Tech giant Microsoft criticized Washington’s tax environment and threatened to move jobs elsewhere.
On top of an already high burden, including the recently adopted capital gains tax, Washington Gov. Bob Ferguson in March signed a “millionaire’s tax” that imposes a 9.9 percent tax on income over $1 million. These stiff levies add up—especially when socialists make policy for a major city. Before the latest tax passed, the Tax Foundation warned that the “proposed 9.9 percent ‘millionaire’s tax’ in Washington would yield a top rate of 18.037 percent on wage income and restricted stock units (RSUs) vesting in Seattle, the highest rate in the country.” That’s painful. And people don’t have to stick around to be mugged. Historically, many leave when taxes get too burdensome.
“Analysis of the latest state-level migration data reveals a continued and pronounced domestic shift: millions of Americans, along with significant amounts of income and economic activity, are moving from high-tax states to those with more competitive tax systems and lower overall costs of living,” the Tax Foundation’s Abir Mandal reported last month.

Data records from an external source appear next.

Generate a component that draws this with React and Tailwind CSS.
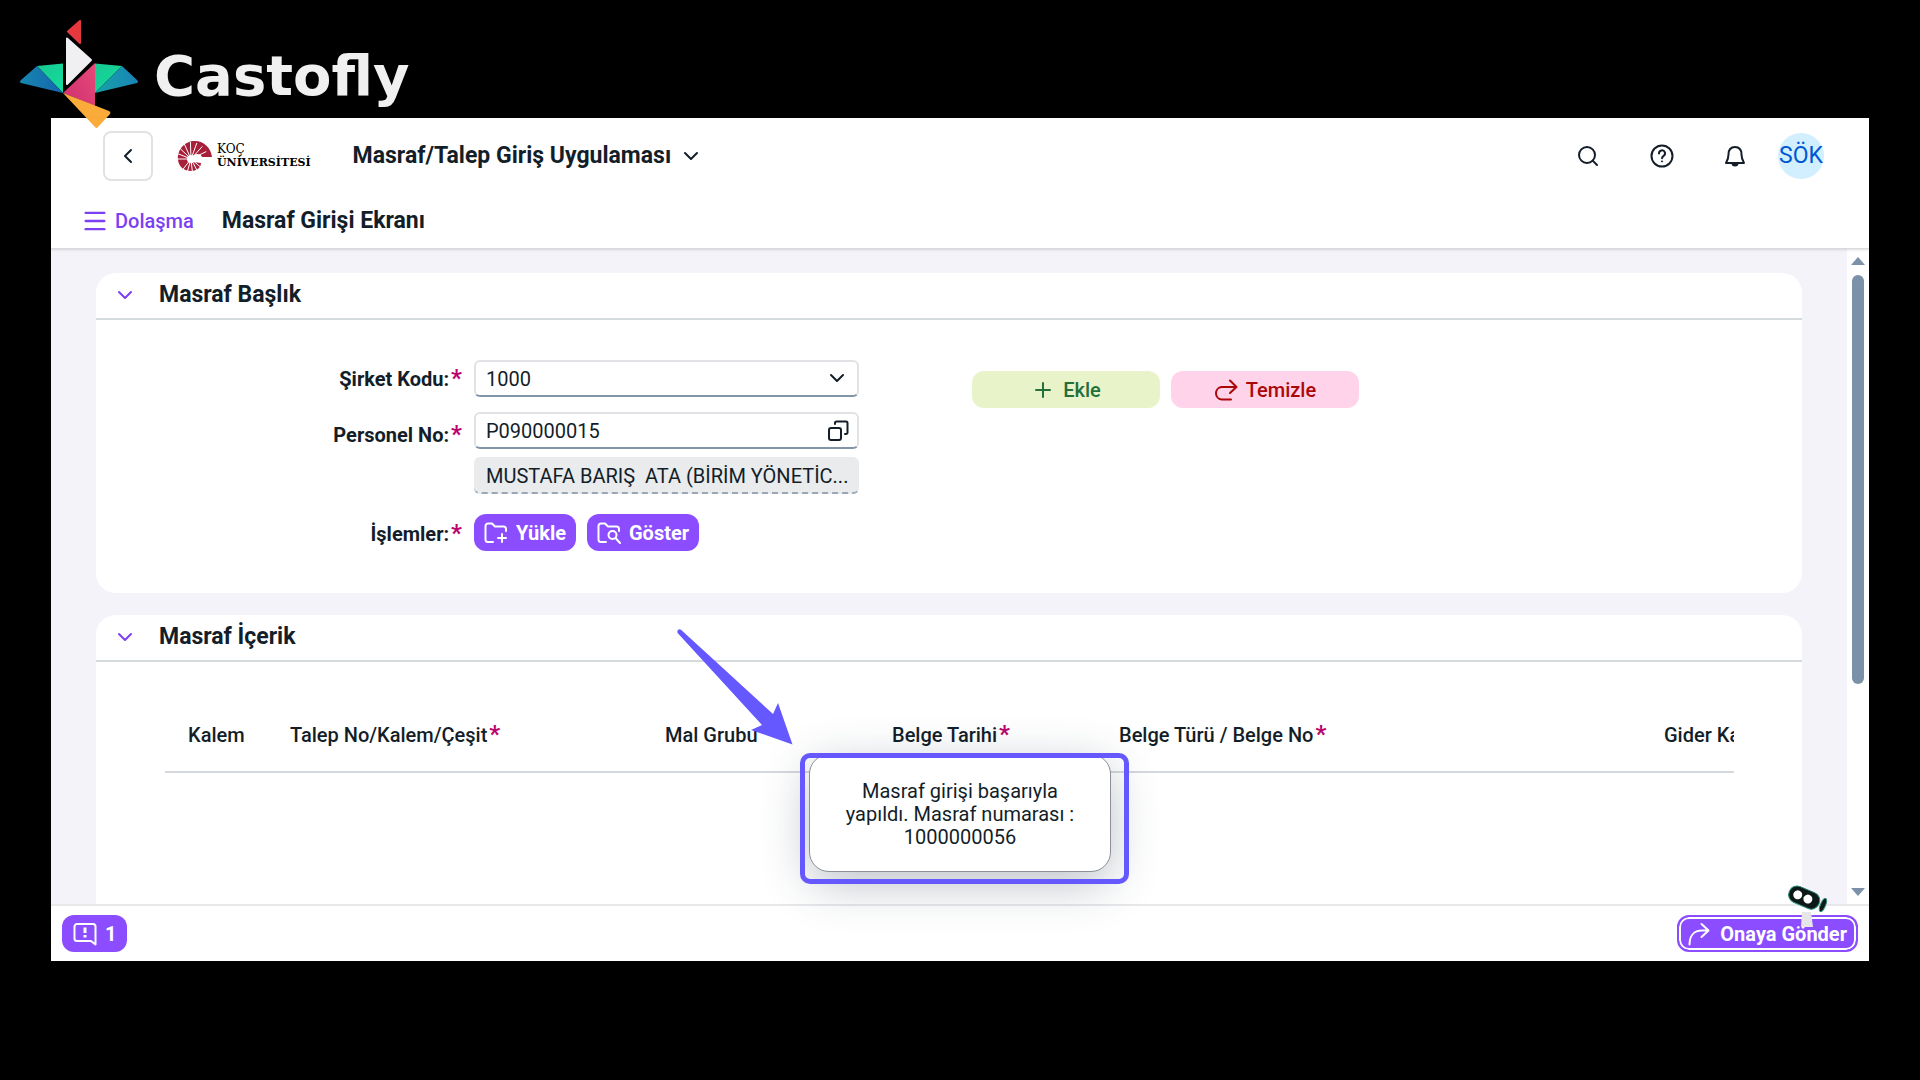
import { ChevronDown, ChevronLeft, Menu, Plus, Search } from 'lucide-react';

const columns = [
  { title: 'Kalem', className: 'w-[125px] pl-[23px]' },
  { title: 'Talep No/Kalem/Çeşit', required: true, className: 'w-[375px]' },
  { title: 'Mal Grubu', className: 'w-[227px]' },
  { title: 'Belge Tarihi', required: true, className: 'w-[227px]' },
  { title: 'Belge Türü / Belge No', required: true, className: '' },
  { title: 'Gider Ka', className: 'w-[70px]' },
];

const shellRays = Array.from({ length: 15 }, (_, i) => {
  const angle = (i * 22 * Math.PI) / 180;
  return { x: 14 - 17 * Math.cos(angle), y: 18 - 17 * Math.sin(angle) };
});

function CastoflyLogo() {
  return (
    <div className="absolute left-5 top-5 flex items-start">
      <svg viewBox="0 0 118 108" className="h-[108px] w-[118px]" aria-hidden="true">
        <defs>
          <linearGradient id="wingTop" x1="0" y1="0" x2="1" y2="1">
            <stop offset="0" stopColor="#17c98f" />
            <stop offset="1" stopColor="#15dca0" />
          </linearGradient>
          <linearGradient id="wingLow" x1="0" y1="0" x2="1" y2="0">
            <stop offset="0" stopColor="#1787b0" />
            <stop offset="1" stopColor="#1464ad" />
          </linearGradient>
          <linearGradient id="wingLowRight" x1="0" y1="0" x2="1" y2="0">
            <stop offset="0" stopColor="#16a3a6" />
            <stop offset="1" stopColor="#1983b8" />
          </linearGradient>
          <linearGradient id="chest" x1="1" y1="0" x2="0" y2="1">
            <stop offset="0" stopColor="#ea4a78" />
            <stop offset="1" stopColor="#cb2f70" />
          </linearGradient>
        </defs>
        <g strokeLinejoin="round" strokeWidth="2">
          <path d="M48 11.5 60 1v22z" fill="#e6393f" stroke="#e6393f" />
          <path d="M47 18.5v45.5l24-24z" fill="#f0f0f2" stroke="#f0f0f2" />
        </g>
        <path d="M17 46 43 43.5v29.5z" fill="url(#wingTop)" />
        <path d="M17 46 43 73 1 63Q-1 62 1 60z" fill="url(#wingLow)" />
        <path d="M75 43.5l27 2.5-27 27z" fill="url(#wingTop)" />
        <path d="M102 46l15 14q2 2 0 3L75 73z" fill="url(#wingLowRight)" />
        <path d="M75 43v43L43 73z" fill="url(#chest)" />
        <path d="M43 73 89 91q2 1 1 3L78 107q-2 2-3 0z" fill="#fbab3a" />
      </svg>
      <span className="ml-4 mt-6 font-['DejaVu_Sans'] text-[56px] font-bold leading-[64px] text-[#f0f0f0]">
        Castofly
      </span>
    </div>
  );
}

function UniversityLogo() {
  return (
    <a href="#home" className="ml-6 flex items-center gap-1 text-black">
      <svg viewBox="0 0 36 30" className="h-[30px] w-9" aria-hidden="true">
        <path
          d="M1 19C0 8 8 0 18 0c9 0 16 7 17 16H25c-1-3-5-4-8-2-3 3-2 6-1 7l8 1c0 5-5 8-10 8C7 30 2 26 1 19z"
          fill="#a81f3a"
        />
        <circle cx="14" cy="18" r="4" fill="#fff" />
        <g stroke="#fff" strokeWidth="1">
          {shellRays.map((ray, i) => (
            <line key={i} x1="14" y1="18" x2={ray.x} y2={ray.y} />
          ))}
        </g>
      </svg>
      <span className="font-['DejaVu_Serif'] text-[12px] leading-[13px]">
        KOÇ
        <br />
        <span className="text-[11px] font-bold">ÜNİVERSİTESİ</span>
      </span>
    </a>
  );
}

function HelpIcon() {
  return (
    <svg viewBox="0 0 24 24" className="size-6" fill="none" stroke="currentColor" strokeWidth="2">
      <circle cx="12" cy="12" r="10.5" />
      <path d="M9 9.5a3 3 0 1 1 4.6 2.4c-1 .7-1.6 1-1.6 2.4" strokeLinecap="round" />
      <circle cx="12" cy="17.4" r=".6" fill="currentColor" strokeWidth="1" />
    </svg>
  );
}

function BellIcon() {
  return (
    <svg viewBox="0 0 22 24" className="h-6 w-[22px]" fill="none" stroke="currentColor" strokeWidth="2">
      <path
        d="M4.5 10.5C4.5 6 6.5 3 11 3s6.5 3 6.5 7.5c0 3.5.8 5.5 2.5 8.5H2c1.7-3 2.5-5 2.5-8.5z"
        strokeLinejoin="round"
      />
      <path d="M7.5 19.5h7a3.5 3 0 0 1-7 0z" fill="currentColor" stroke="none" />
    </svg>
  );
}

function FolderIcon({ children }) {
  return (
    <svg
      viewBox="0 0 24 22"
      className="h-[22px] w-6"
      fill="none"
      stroke="currentColor"
      strokeWidth="2"
      strokeLinecap="round"
      strokeLinejoin="round"
    >
      <path d="M9 20H4a2.5 2.5 0 0 1-2.5-2.5V4A2.5 2.5 0 0 1 4 1.5h4l3 3h8.500A2.5 2.5 0 0 1 22 7v2" />
      {children}
    </svg>
  );
}

function ValueHelpIcon() {
  return (
    <svg
      viewBox="0 0 22 22"
      className="size-[22px]"
      fill="none"
      stroke="currentColor"
      strokeWidth="2"
      strokeLinecap="round"
      strokeLinejoin="round"
    >
      <rect x="2" y="8" width="12" height="12" rx="2" />
      <path d="M8 4V3a1.5 1.5 0 0 1 1.5-1.5H19A1.5 1.5 0 0 1 20.5 3v9.500A1.5 1.5 0 0 1 19 14h-1" />
    </svg>
  );
}

function MessageIcon() {
  return (
    <svg
      viewBox="0 0 24 24"
      className="size-6"
      fill="none"
      stroke="currentColor"
      strokeWidth="2"
      strokeLinejoin="round"
    >
      <path d="M22.5 22.5v-18A2.5 2.5 0 0 0 20 2H4a2.5 2.5 0 0 0-2.5 2.5v12A2.5 2.5 0 0 0 4 19h14z" />
      <path d="M12 5.5v5.5M12 13v2.5" strokeWidth="3" />
    </svg>
  );
}

// the assistant robot that floats over the footer action
function Assistant() {
  return (
    <svg
      viewBox="0 0 42 44"
      className="pointer-events-none absolute bottom-[33px] right-10 h-11 w-[42px]"
      aria-hidden="true"
    >
      <path d="M15 28h9l2 15H14z" fill="#e6e6e9" />
      <g transform="rotate(23 17 14)">
        <rect x="1" y="5" width="32" height="17" rx="8" fill="#0c1916" stroke="#2a8a78" />
        <circle cx="10" cy="13.5" r="4.5" fill="#fff" />
        <circle cx="21" cy="13.5" r="4.5" fill="#fff" />
      </g>
      <ellipse cx="36" cy="21" rx="2.5" ry="7" transform="rotate(23 36 21)" fill="#0c1916" stroke="#2a8a78" />
    </svg>
  );
}

function Required() {
  return <span className="ml-0.5 text-[24px] font-bold leading-none text-[#ba066c]">*</span>;
}

function Section({ title, className, children }) {
  return (
    <section className={className}>
      <div className="flex h-[47px] items-center border-b-2 border-[#d5dadd] pb-0.5 pl-[17px]">
        <button type="button" aria-label={title} className="text-[#7c3ff2]">
          <ChevronDown className="size-6" />
        </button>
        <h2 className="ml-[22px] text-[23px] font-bold leading-7">{title}</h2>
      </div>
      {children}
    </section>
  );
}

export default function App() {
  return (
    <div className="relative flex h-screen min-h-[900px] flex-col bg-black px-[51px] pb-[119px] pt-[118px] font-['Roboto',sans-serif] text-[20px] leading-6 text-[#131e29]">
      <div className="relative flex min-h-0 flex-1 flex-col bg-white">
        <header className="relative z-10 shrink-0 border-b border-[#d9d9de] shadow-sm">
          <div className="flex h-[76px] items-center pl-[52px] pr-[45px]">
            <button
              type="button"
              aria-label="Geri"
              className="flex size-[50px] items-center justify-center rounded-lg border-2 border-[#e2e2e4]"
            >
              <ChevronLeft className="size-6" />
            </button>
            <UniversityLogo />
            <button type="button" className="ml-[42px] flex items-center gap-2 text-[23px] font-bold leading-7">
              Masraf/Talep Giriş Uygulaması
              <ChevronDown className="size-6" />
            </button>
            <div className="ml-auto flex items-center gap-[50px]">
              <button type="button" aria-label="Ara">
                <Search className="size-6" />
              </button>
              <button type="button" aria-label="Yardım">
                <HelpIcon />
              </button>
              <button type="button" aria-label="Bildirimler">
                <BellIcon />
              </button>
              <button
                type="button"
                className="-ml-[18px] flex size-[46px] items-center justify-center rounded-full bg-[#d1efff] text-[23px] text-[#0057d2]"
              >
                SÖK
              </button>
            </div>
          </div>
          <div className="flex h-[54px] items-center pl-[30px]">
            <button type="button" className="flex items-center gap-1.5 font-medium text-[#7c3ff2]">
              <Menu className="size-7" />
              Dolaşma
            </button>
            <h1 className="ml-7 text-[23px] font-bold leading-7">Masraf Girişi Ekranı</h1>
          </div>
        </header>

        <div className="flex min-h-0 flex-1">
          <main className="flex min-w-0 flex-1 flex-col gap-[22px] overflow-hidden bg-[#f5f3fa] pl-[45px] pr-[45px] pt-6">
            <Section title="Masraf Başlık" className="shrink-0 rounded-[20px] bg-white">
              <form className="grid grid-cols-[378fr_385fr_943fr] pb-[42px] pt-10">
                <label htmlFor="company" className="py-1.5 pr-3 text-right font-bold">
                  Şirket Kodu:
                  <Required />
                </label>
                <div className="relative">
                  <select
                    id="company"
                    className="h-[37px] w-full appearance-none rounded-md border-2 border-[#e0e2e5] border-b-[#8396a8] bg-white px-2.5"
                  >
                    <option>1000</option>
                  </select>
                  <ChevronDown className="pointer-events-none absolute right-2.5 top-1.5 size-6" />
                </div>
                <div className="flex gap-[11px] pl-[113px] pt-[11px]">
                  <button
                    type="button"
                    className="flex h-[37px] w-[188px] items-center justify-center gap-2 rounded-xl bg-[#e8f3c9] font-medium text-[#256f3a]"
                  >
                    <Plus className="size-6" />
                    Ekle
                  </button>
                  <button
                    type="button"
                    className="flex h-[37px] w-[188px] items-center justify-center gap-2 rounded-xl bg-[#ffd3e9] font-medium text-[#aa0808]"
                  >
                    <svg
                      viewBox="0 0 24 22"
                      className="h-[22px] w-6"
                      fill="none"
                      stroke="currentColor"
                      strokeWidth="2"
                      strokeLinecap="round"
                      strokeLinejoin="round"
                    >
                      <path d="M16 1.5 22.5 8 16 14M22 8H7.500a6.3 6.3 0 0 0 0 12.5H17" />
                    </svg>
                    Temizle
                  </button>
                </div>

                <label htmlFor="personnel" className="col-start-1 pr-3 pt-3.5 text-right font-bold">
                  Personel No:
                  <Required />
                </label>
                <div className="flex min-w-0 flex-col gap-2 pt-1">
                  <div className="relative">
                    <input
                      id="personnel"
                      defaultValue="P090000015"
                      className="h-[37px] w-full rounded-md border-2 border-[#e0e2e5] border-b-[#8396a8] bg-white px-2.5"
                    />
                    <button type="button" aria-label="Personel seç" className="absolute right-2.5 top-2">
                      <ValueHelpIcon />
                    </button>
                  </div>
                  <div className="h-[37px] overflow-hidden whitespace-pre rounded-md border-b-2 border-dashed border-[#9aa8b6] bg-[#e9ebed] px-3 pt-[7px]">
                    {'MUSTAFA BARIŞ  ATA (BİRİM YÖNETİC...'}
                  </div>
                </div>

                <div className="col-start-1 pr-3 pt-[27px] text-right font-bold">
                  İşlemler:
                  <Required />
                </div>
                <div className="flex gap-[11px] pt-5">
                  <button
                    type="button"
                    className="flex h-[37px] items-center gap-2 rounded-xl bg-[#8b4dff] px-2.5 font-bold text-white"
                  >
                    <FolderIcon>
                      <path d="M18 12v8M14 16h8" />
                    </FolderIcon>
                    Yükle
                  </button>
                  <button
                    type="button"
                    className="flex h-[37px] items-center gap-2 rounded-xl bg-[#8b4dff] px-2.5 font-bold text-white"
                  >
                    <FolderIcon>
                      <circle cx="15.5" cy="13" r="4" />
                      <path d="m18.5 16 4.5 5" />
                    </FolderIcon>
                    Göster
                  </button>
                </div>
              </form>
            </Section>

            <Section title="Masraf İçerik" className="min-h-0 flex-1 rounded-t-[20px] bg-white">
              <div className="ml-[69px] mr-[68px] overflow-hidden pt-9">
                <table className="w-full table-fixed">
                  <thead>
                    <tr className="h-[74px] border-b-2 border-[#d5d8dc]">
                      {columns.map((column) => (
                        <th
                          key={column.title}
                          className={`whitespace-nowrap text-left font-medium ${column.className}`}
                        >
                          {column.title}
                          {column.required && <Required />}
                        </th>
                      ))}
                    </tr>
                  </thead>
                </table>
              </div>
            </Section>
          </main>

          <div className="flex w-[22px] flex-col items-center justify-between bg-white py-2">
            <svg viewBox="0 0 14 8" className="h-2 w-3.5" fill="#7b91a8">
              <path d="M7 0l7 8H0z" />
            </svg>
            <div className="mb-auto mt-2.5 h-[64%] w-3 rounded-full bg-[#7b91a8]" />
            <svg viewBox="0 0 14 8" className="h-2 w-3.5" fill="#7b91a8">
              <path d="M7 8l7-8H0z" />
            </svg>
          </div>
        </div>

        <footer className="flex h-[57px] shrink-0 items-center justify-between border-t-2 border-[#e8e8eb] px-[11px]">
          <button
            type="button"
            className="flex h-[37px] items-center gap-2 rounded-xl bg-[#8b4dff] px-[11px] font-bold text-white"
          >
            <MessageIcon />1
          </button>
          <button
            type="button"
            className="flex h-[37px] items-center gap-2.5 rounded-xl border-2 border-[#8b4dff] bg-[#8b4dff] px-[9px] font-bold text-white ring-2 ring-inset ring-white"
          >
            <svg
              viewBox="0 0 22 24"
              className="h-6 w-[22px]"
              fill="none"
              stroke="currentColor"
              strokeWidth="2"
              strokeLinecap="round"
              strokeLinejoin="round"
            >
              <path d="M1.5 22.5C1.5 14 6 8.5 14 8.5h6.5M13.5 2l7 6.5-7 6.5" />
            </svg>
            Onaya Gönder
          </button>
        </footer>

        <Assistant />

        <div
          role="status"
          className="absolute bottom-[89px] left-1/2 h-[118px] w-[302px] -translate-x-1/2 rounded-[20px] border border-[#8c8e98] bg-white px-8 pt-[25px] text-center leading-[23px] shadow-[0_12px_48px_rgba(34,53,72,0.3)]"
        >
          Masraf girişi başarıyla yapıldı. Masraf numarası : 1000000056
        </div>
        <div className="absolute bottom-[77px] left-1/2 h-[131px] w-[329px] -translate-x-40 rounded-[10px] border-5 border-[#6558ff]" />
        <svg
          viewBox="0 0 116 116"
          className="absolute bottom-[216px] left-1/2 size-[116px] -translate-x-[283px]"
          fill="#6558ff"
          aria-hidden="true"
        >
          <path d="M4 .8 96 85l5-11 14.5 41.5L74 101l11-5L.6 4C-.5 1.5 2 -.8 4 .8z" />
        </svg>
      </div>
      <CastoflyLogo />
    </div>
  );
}
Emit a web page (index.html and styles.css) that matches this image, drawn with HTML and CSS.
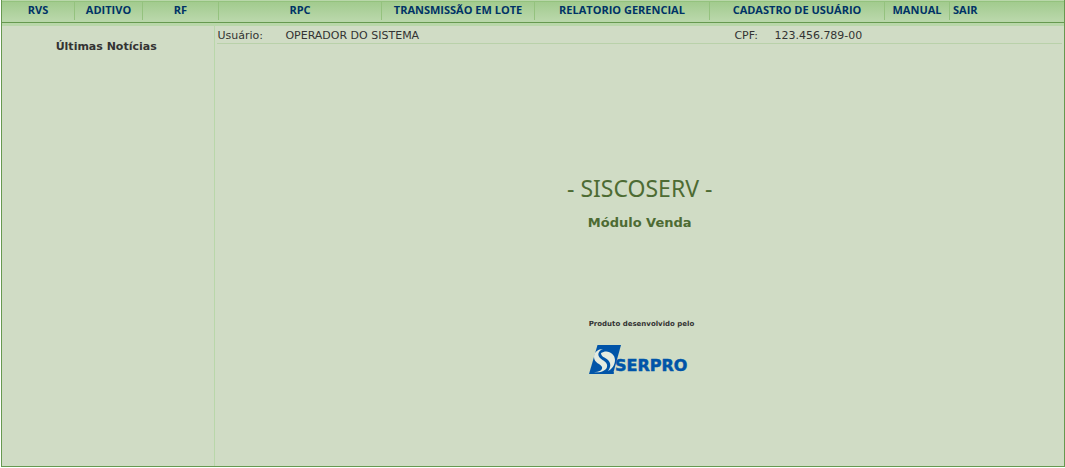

Crunching IRS data, Mandal found that “states with no income tax or lower overall tax burdens not only gained population but also attracted a disproportionate share of adjusted gross income. Florida led with a net AGI gain equivalent to roughly $184,771 per new resident. Texas, South Carolina, North Carolina, and Tennessee also recorded strong income inflows, with net AGI per new resident typically ranging from $49,000 to $70,000.” He also found that “in contrast, high-tax states suffered substantial AGI losses per departing resident. California lost approximately $59,440 in AGI per person, New York lost $62,633, New Jersey lost $85,562, Illinois lost $110,618, and Massachusetts lost $141,672.”
Interestingly, the county that gained the most tax filers between 2022 and 2023 was tax-hungry New York County (Manhattan). But it also lost $922 million in adjusted gross income, meaning that high-income people left and were replaced by those with less money to tax.
Overall, population and money moved from higher-tax states to those with lower tax burdens.
This isn’t exactly a revelation. We always knew that taxes matter when people decide where to live or work. But it’s important to see that research continues to support the point that “certain segments of the labor market, especially high-income workers and professions with little location-specific human capital, may be quite responsive to taxes in their location decisions,” as the authors of a 2020 paper in the Journal of Economic Perspectives found.
While remote work and modern mobility encourage people to move to where they feel happy, this isn’t a new phenomenon. A 2024 paper by Traviss Cassidy, Mark Dincecco, and Ugo Antonio Troiano found that across the U.S., from 1900 to 2010, “the introduction of the income tax induced significant outmigration to non-income-tax states by middle- and high-earning households.”
The lesson, the Tax Foundation’s Mandal summarizes, is that “states that maintain competitive, low-burden tax systems continue to attract population and income, while those with higher and more complex tax structures experience sustained outflows.”
Seattle’s Katie Wilson appears to be replicating the mistake of New York Gov. Kathy Hochul, who in 2022 invited Republicans to “just jump on a bus and head down to Florida where you belong.”
In March, she was reduced to speculating that maybe New York officials should “go down to Palm Beach and see who we can bring back home because our tax base has been eroded….I have to look at the fact that we are in competition with other states who have less of a tax burden on their corporations and their individuals.”
Hochul was motivated by politics, rather than by Wilson’s disdain for success, but the lesson is the same: If people are made to feel unwelcome or abused, they can leave. Heavy taxation is one very effective way of pushing people toward the door.